[EXERCISE]
Produce an exact copy of all the data below, dropping every image.

[Rows from a dataset]
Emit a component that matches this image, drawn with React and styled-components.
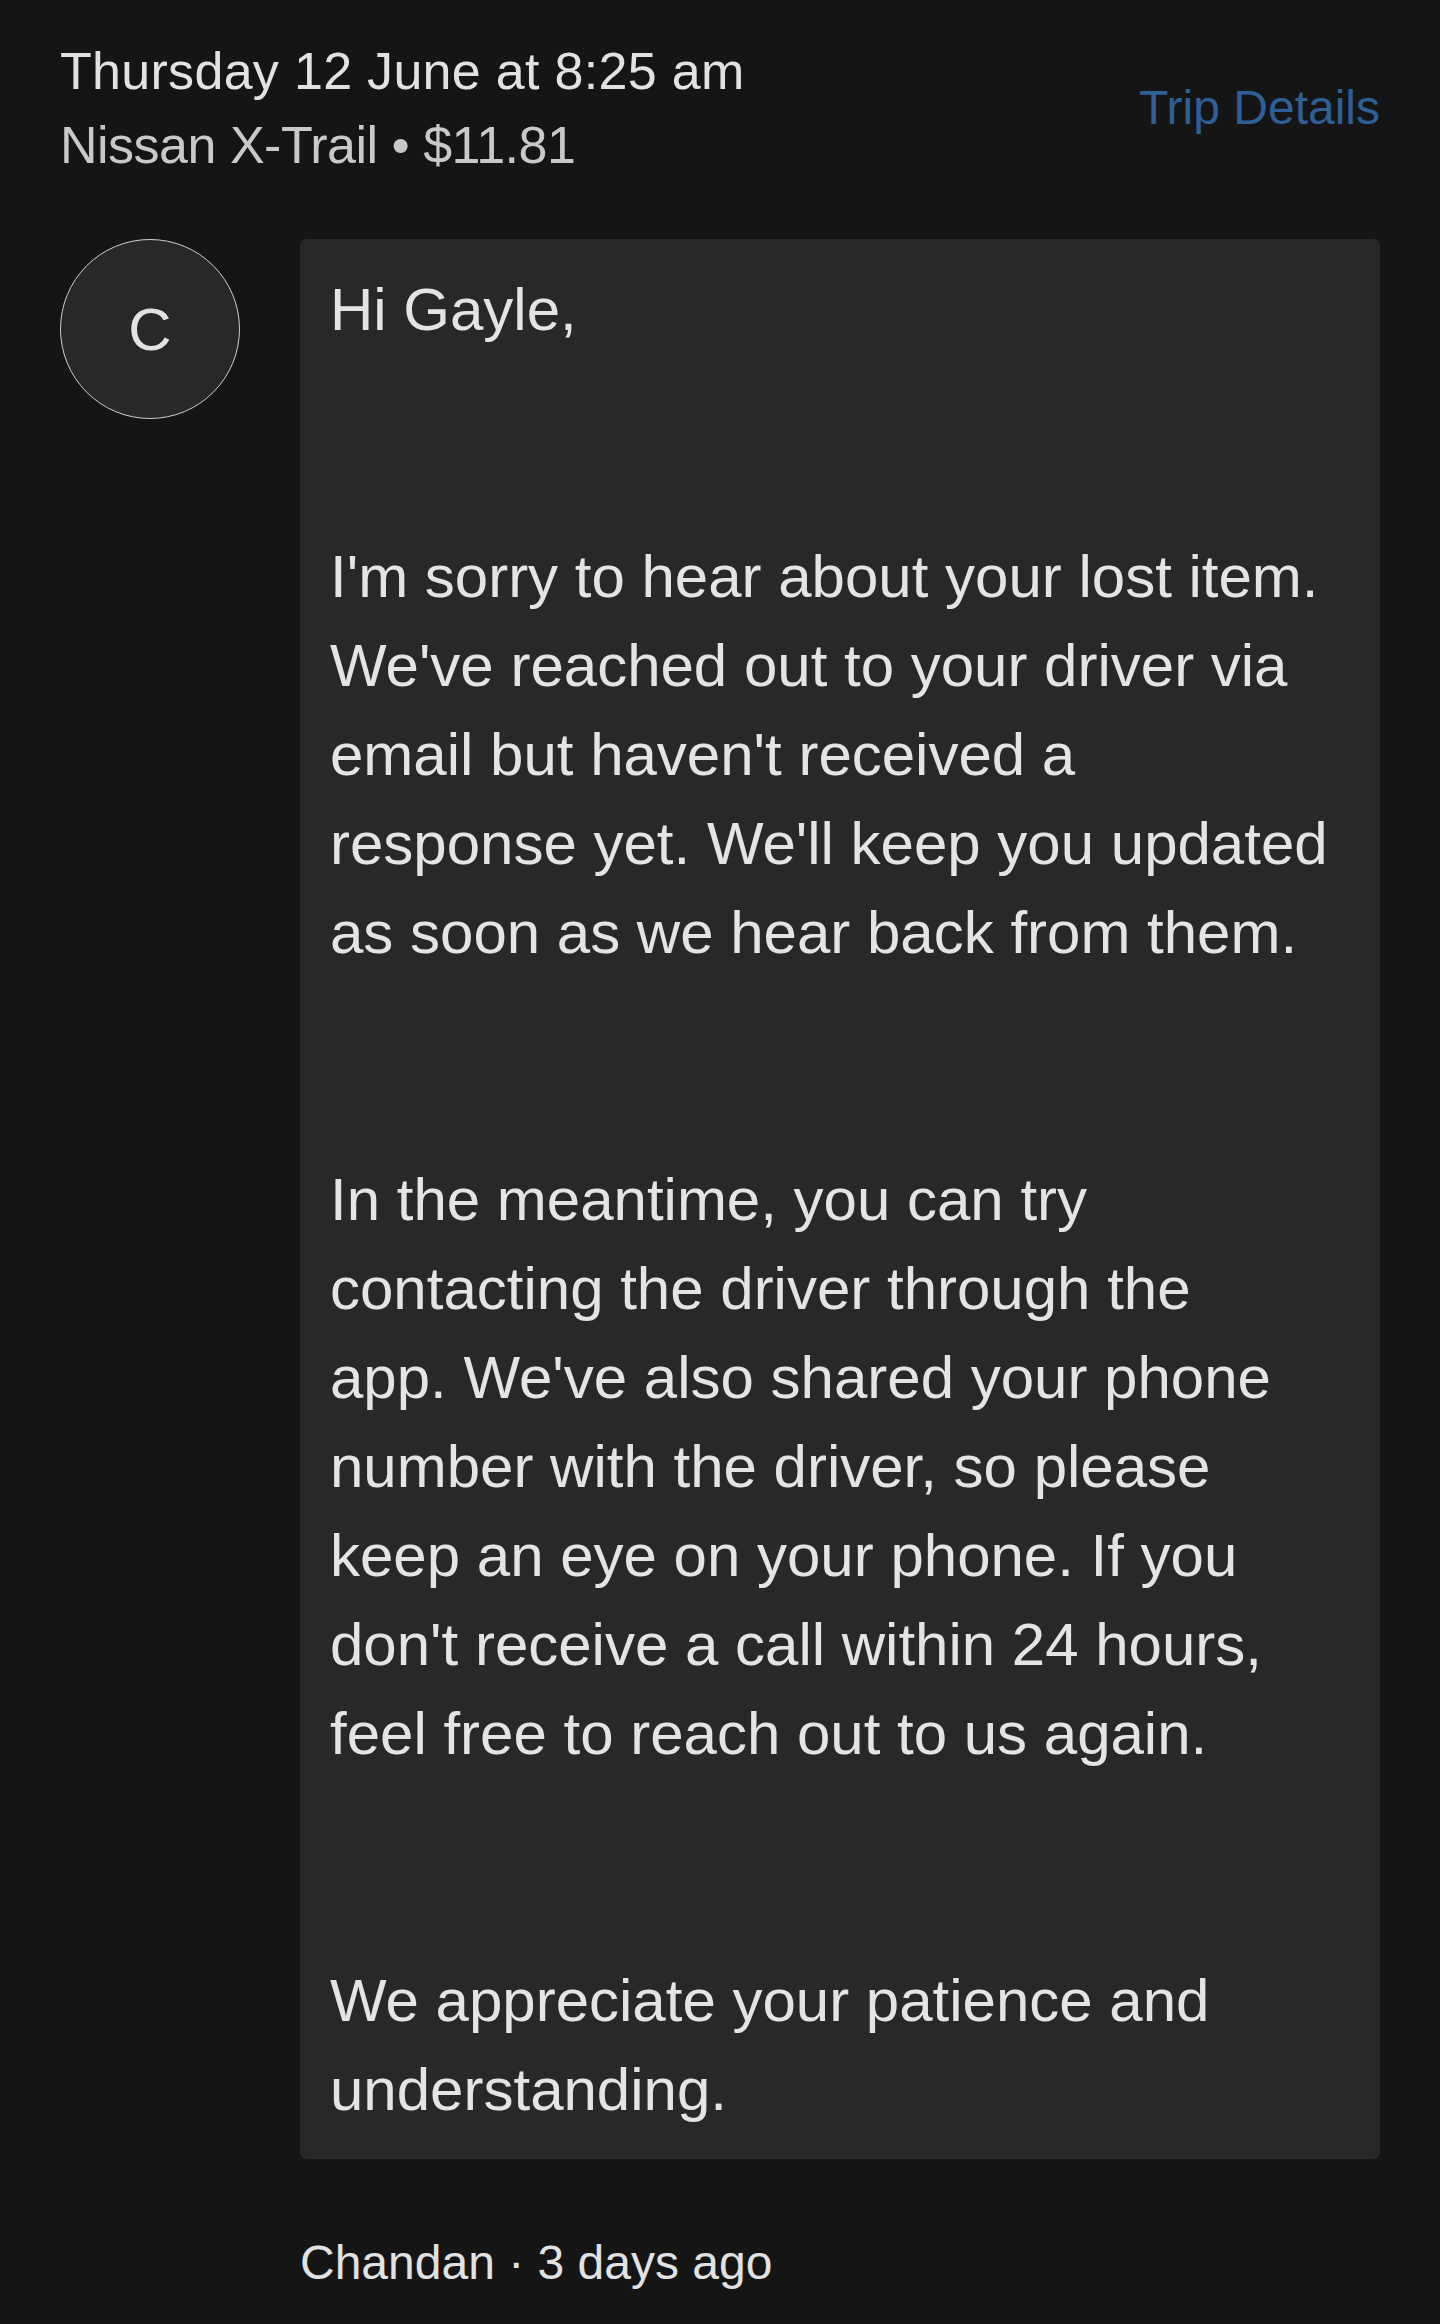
import styled, { createGlobalStyle } from "styled-components"

const GlobalStyle = createGlobalStyle`
    html, body {
        margin: 0;
        padding: 0;
        background-color: #151515;
    }
    body {
        font-family: "Liberation Sans", Arial, sans-serif;
        color: #e2e2e2;
    }
`

const Page = styled.div`
    width: 1440px;
    min-height: 2324px;
    box-sizing: border-box;
    padding: 34px 60px 0 60px;
    background-color: #151515;
`

const Header = styled.div`
    display: flex;
    align-items: center;
    justify-content: space-between;
`

const TripInfo = styled.div`
    display: flex;
    flex-direction: column;
`

const DateLine = styled.div`
    font-size: 52px;
    line-height: 74px;
    color: #e2e2e2;
    letter-spacing: 0.3px;
`

const CarLine = styled.div`
    font-size: 52px;
    line-height: 74px;
    color: #c9c9c9;
    letter-spacing: -0.5px;
`

const TripLink = styled.a`
    font-size: 48px;
    line-height: 74px;
    color: #2f5f97;
    text-decoration: none;
    cursor: pointer;
`

const Thread = styled.div`
    display: flex;
    gap: 60px;
    margin-top: 57px;
`

const Avatar = styled.div`
    flex: 0 0 auto;
    width: 180px;
    height: 180px;
    box-sizing: border-box;
    border-radius: 50%;
    border: 1px solid #cfcfcf;
    background-color: #282828;
    display: flex;
    align-items: center;
    justify-content: center;
    font-size: 60px;
    color: #e2e2e2;
`

const Message = styled.div`
    flex: 1;
    display: flex;
    flex-direction: column;
`

const Bubble = styled.div`
    background-color: #282828;
    border-radius: 7px;
    padding: 26px 30px 25px 30px;
    font-size: 60px;
    line-height: 89px;
    color: #e4e4e4;
    white-space: pre-wrap;
`

const Meta = styled.div`
    margin-top: 67px;
    font-size: 48px;
    line-height: 74px;
    color: #e2e2e2;
`

// lines broken where the app breaks them
const paragraphs = [
    ["Hi Gayle,"],
    [
        "I'm sorry to hear about your lost item.",
        "We've reached out to your driver via",
        "email but haven't received a",
        "response yet. We'll keep you updated",
        "as soon as we hear back from them.",
    ],
    [
        "In the meantime, you can try",
        "contacting the driver through the",
        "app. We've also shared your phone",
        "number with the driver, so please",
        "keep an eye on your phone. If you",
        "don't receive a call within 24 hours,",
        "feel free to reach out to us again.",
    ],
    ["We appreciate your patience and", "understanding."],
]

const body = paragraphs.map((p) => p.join("\n")).join("\n\n\n")

const App = () => {
    return (
        <>
            <GlobalStyle />
            <Page>
                <Header>
                    <TripInfo>
                        <DateLine>Thursday 12 June at 8:25 am</DateLine>
                        <CarLine>Nissan X-Trail • $11.81</CarLine>
                    </TripInfo>
                    <TripLink>Trip Details</TripLink>
                </Header>
                <Thread>
                    <Avatar>C</Avatar>
                    <Message>
                        <Bubble>{body}</Bubble>
                        <Meta>Chandan · 3 days ago</Meta>
                    </Message>
                </Thread>
            </Page>
        </>
    )
}

export default App
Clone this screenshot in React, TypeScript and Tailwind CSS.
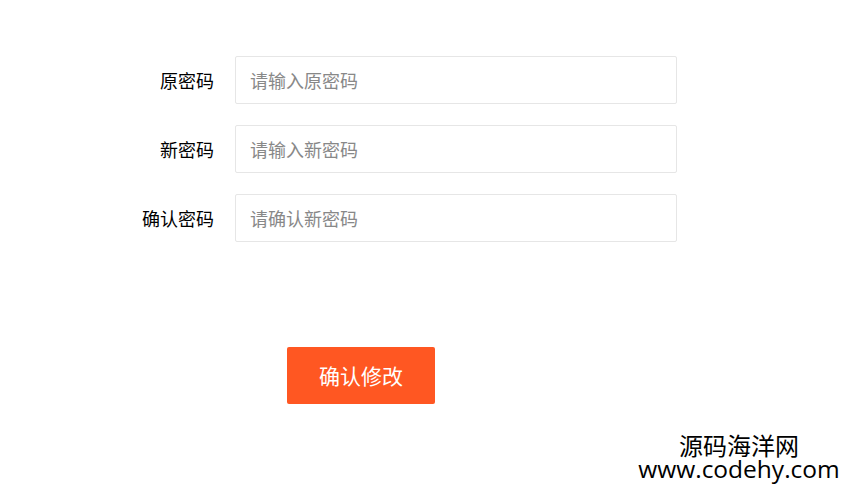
import React from "react";

const fields = [
  { label: "原密码", ph: "请输入原密码" },
  { label: "新密码", ph: "请输入新密码" },
  { label: "确认密码", ph: "请确认新密码" },
];

export default function App() {
  return (
    <div
      className="relative w-[843px] h-[491px] bg-white overflow-hidden"
      style={{ fontFamily: '"Noto Sans CJK SC", "Noto Sans", sans-serif' }}
    >
      <div className="pt-[56px] flex flex-col gap-[21px]">
        {fields.map((f) => (
          <div key={f.label} className="flex items-center gap-[21px]">
            <div className="w-[214px] text-right text-[18px] text-black leading-none">{f.label}</div>
            <div className="w-[442px] h-[48px] border border-[#e6e6e6] rounded-[2px] flex items-center pl-[14px] text-[18px] text-[#888] leading-none">
              {f.ph}
            </div>
          </div>
        ))}
      </div>
      <div className="pl-[287px] pt-[105px]">
        <button className="w-[148px] h-[57px] bg-[#ff5722] rounded-[2px] text-white text-[21px] leading-none flex items-center justify-center">
          确认修改
        </button>
      </div>
      <div className="absolute left-[634px] top-[433px] w-[210px] flex flex-col items-center text-black">
        <div className="text-[24px] leading-[24px]">源码海洋网</div>
        <div
          className="text-[24.5px] leading-[23px]"
          style={{ fontFamily: '"Open Sans", "Noto Sans", sans-serif' }}
        >
          www.codehy.com
        </div>
      </div>
    </div>
  );
}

[SOLUTION FOR THIS TASK]
Emit a component that matches this image, drawn with React and styled-components.
import styled, { createGlobalStyle } from "styled-components"

const GlobalStyle = createGlobalStyle`
    html, body {
        margin: 0;
        padding: 0;
        background-color: #151515;
    }
    body {
        font-family: "Liberation Sans", Arial, sans-serif;
        color: #e2e2e2;
    }
`

const Page = styled.div`
    width: 1440px;
    min-height: 2324px;
    box-sizing: border-box;
    padding: 34px 60px 0 60px;
    background-color: #151515;
`

const Header = styled.div`
    display: flex;
    align-items: center;
    justify-content: space-between;
`

const TripInfo = styled.div`
    display: flex;
    flex-direction: column;
`

const DateLine = styled.div`
    font-size: 52px;
    line-height: 74px;
    color: #e2e2e2;
    letter-spacing: 0.3px;
`

const CarLine = styled.div`
    font-size: 52px;
    line-height: 74px;
    color: #c9c9c9;
    letter-spacing: -0.5px;
`

const TripLink = styled.a`
    font-size: 48px;
    line-height: 74px;
    color: #2f5f97;
    text-decoration: none;
    cursor: pointer;
`

const Thread = styled.div`
    display: flex;
    gap: 60px;
    margin-top: 57px;
`

const Avatar = styled.div`
    flex: 0 0 auto;
    width: 180px;
    height: 180px;
    box-sizing: border-box;
    border-radius: 50%;
    border: 1px solid #cfcfcf;
    background-color: #282828;
    display: flex;
    align-items: center;
    justify-content: center;
    font-size: 60px;
    color: #e2e2e2;
`

const Message = styled.div`
    flex: 1;
    display: flex;
    flex-direction: column;
`

const Bubble = styled.div`
    background-color: #282828;
    border-radius: 7px;
    padding: 26px 30px 25px 30px;
    font-size: 60px;
    line-height: 89px;
    color: #e4e4e4;
    white-space: pre-wrap;
`

const Meta = styled.div`
    margin-top: 67px;
    font-size: 48px;
    line-height: 74px;
    color: #e2e2e2;
`

// lines broken where the app breaks them
const paragraphs = [
    ["Hi Gayle,"],
    [
        "I'm sorry to hear about your lost item.",
        "We've reached out to your driver via",
        "email but haven't received a",
        "response yet. We'll keep you updated",
        "as soon as we hear back from them.",
    ],
    [
        "In the meantime, you can try",
        "contacting the driver through the",
        "app. We've also shared your phone",
        "number with the driver, so please",
        "keep an eye on your phone. If you",
        "don't receive a call within 24 hours,",
        "feel free to reach out to us again.",
    ],
    ["We appreciate your patience and", "understanding."],
]

const body = paragraphs.map((p) => p.join("\n")).join("\n\n\n")

const App = () => {
    return (
        <>
            <GlobalStyle />
            <Page>
                <Header>
                    <TripInfo>
                        <DateLine>Thursday 12 June at 8:25 am</DateLine>
                        <CarLine>Nissan X-Trail • $11.81</CarLine>
                    </TripInfo>
                    <TripLink>Trip Details</TripLink>
                </Header>
                <Thread>
                    <Avatar>C</Avatar>
                    <Message>
                        <Bubble>{body}</Bubble>
                        <Meta>Chandan · 3 days ago</Meta>
                    </Message>
                </Thread>
            </Page>
        </>
    )
}

export default App
Clone this screenshot in React, TypeScript and Tailwind CSS.
import React from "react";

const fields = [
  { label: "原密码", ph: "请输入原密码" },
  { label: "新密码", ph: "请输入新密码" },
  { label: "确认密码", ph: "请确认新密码" },
];

export default function App() {
  return (
    <div
      className="relative w-[843px] h-[491px] bg-white overflow-hidden"
      style={{ fontFamily: '"Noto Sans CJK SC", "Noto Sans", sans-serif' }}
    >
      <div className="pt-[56px] flex flex-col gap-[21px]">
        {fields.map((f) => (
          <div key={f.label} className="flex items-center gap-[21px]">
            <div className="w-[214px] text-right text-[18px] text-black leading-none">{f.label}</div>
            <div className="w-[442px] h-[48px] border border-[#e6e6e6] rounded-[2px] flex items-center pl-[14px] text-[18px] text-[#888] leading-none">
              {f.ph}
            </div>
          </div>
        ))}
      </div>
      <div className="pl-[287px] pt-[105px]">
        <button className="w-[148px] h-[57px] bg-[#ff5722] rounded-[2px] text-white text-[21px] leading-none flex items-center justify-center">
          确认修改
        </button>
      </div>
      <div className="absolute left-[634px] top-[433px] w-[210px] flex flex-col items-center text-black">
        <div className="text-[24px] leading-[24px]">源码海洋网</div>
        <div
          className="text-[24.5px] leading-[23px]"
          style={{ fontFamily: '"Open Sans", "Noto Sans", sans-serif' }}
        >
          www.codehy.com
        </div>
      </div>
    </div>
  );
}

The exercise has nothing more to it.